In the words of ORRMC President Alice Boudreau, “We realized it was a structure our membership had outgrown and no longer needed. We felt sad, but it was a sadness we accepted as a loss of the familiar, but great anticipation of new growth and expanded movement.”

Successful Bargaining

Employee status for RSMCs was submitted as a proposed demand by every region in the CUPW. The demand was identified as a major priority by the CUPW leadership when it began bargaining in the autumn of 2002. The CUPW also made it clear to the membership that the RSMC would be a major issue. The union identified its major objectives through the publication of four major backgrounders that were distributed to all local executives and shop stewards. The topics of the backgrounders were Justice for RSMCs, wages, health and safety and job security and service expansion.

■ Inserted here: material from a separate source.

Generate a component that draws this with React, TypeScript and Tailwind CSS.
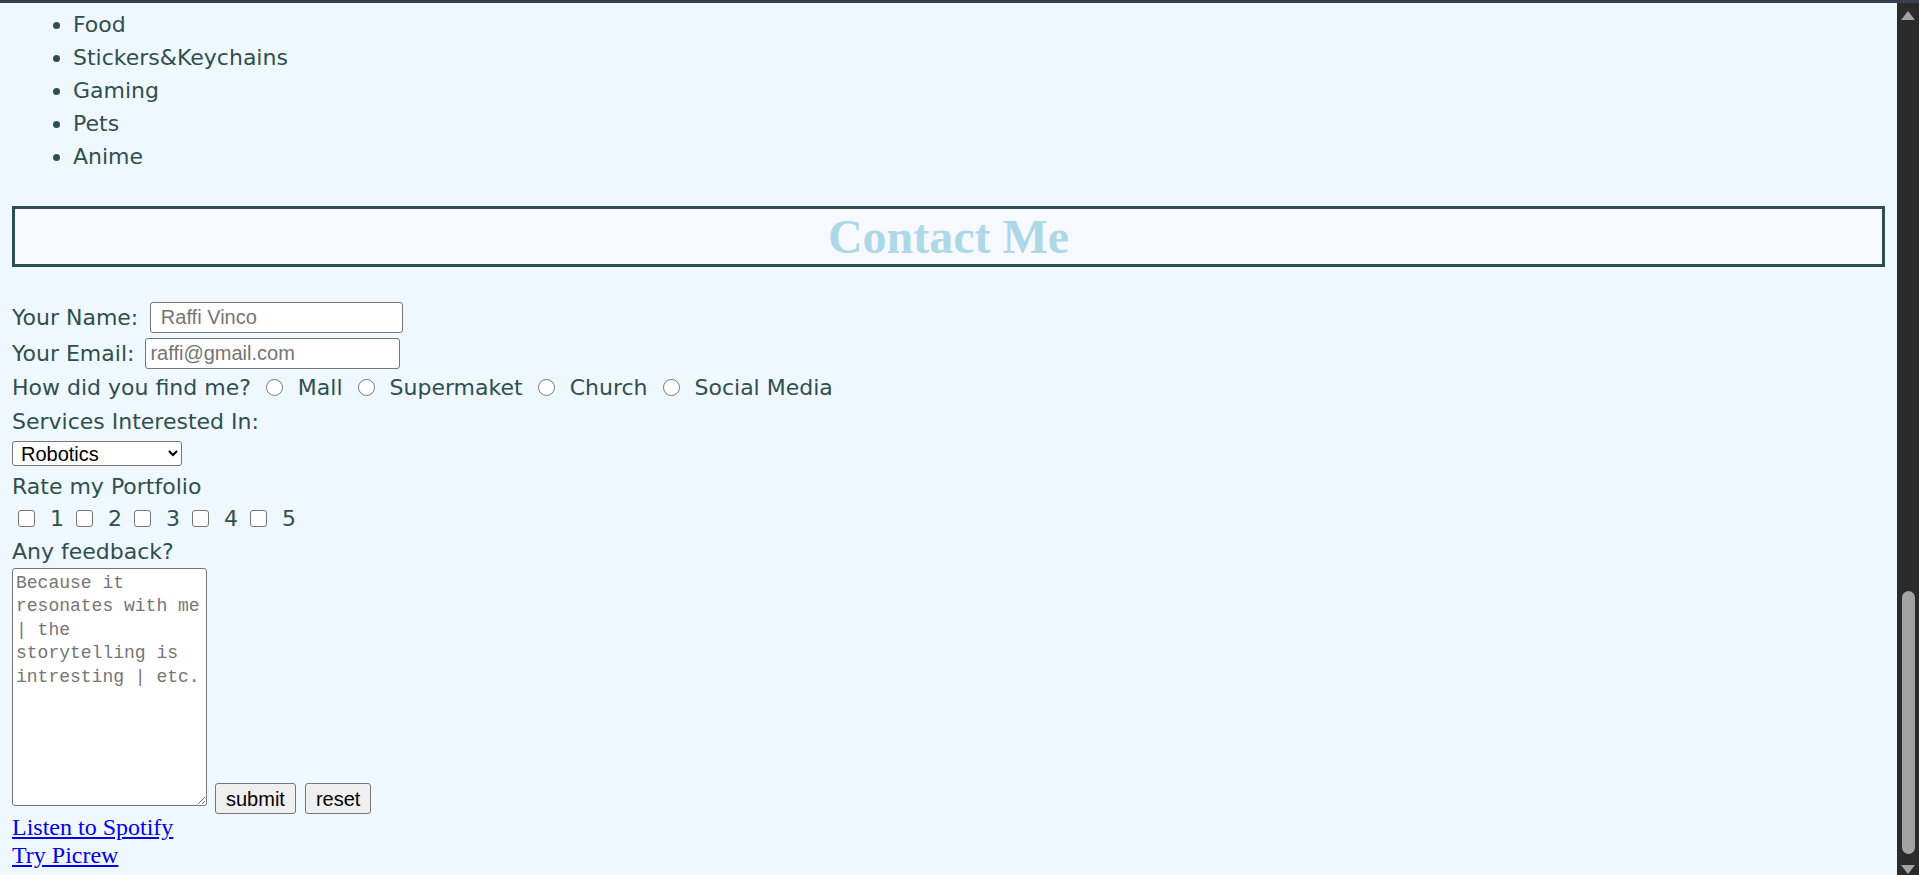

The 2003 negotiations ended with a negotiated collective agreement. The settlement, reached in July 2003 after 9 months of negotiations involved 66 major changes to the CUPW’s urban operations collective agreement.

However the most significant breakthrough was the conversion of 6,600 rural and suburban mail carriers from contractor status to employee status and covering these employees under a separate collective agreement.

The Canadian Union of Postal Workers (CUPW) membership voted to accept both collective agreements negotiated by the union.

Members ratified the Urban Mail Operations agreement by a vote of 65.41%. The Rural and Suburban Mail Carriers (RSMC) ratified their agreement by a vote of 86.79%.

The agreement for Rural and Suburban Mail Carriers (RSMC) was a historic moment for the labour movement. It provided employee status to 6,600 workers with Canada Post. It also guaranteed significant improvements in their wages and benefits over an eight year period. For decades rural and suburban workers delivered mail at poverty wages, while denied the legal right to collective bargaining.

Rural and suburban workers at Canada Post still have far to go before they achieve justice and dignity at the workplace. They now have a union and the legal rights that will assist them as they continue their struggle.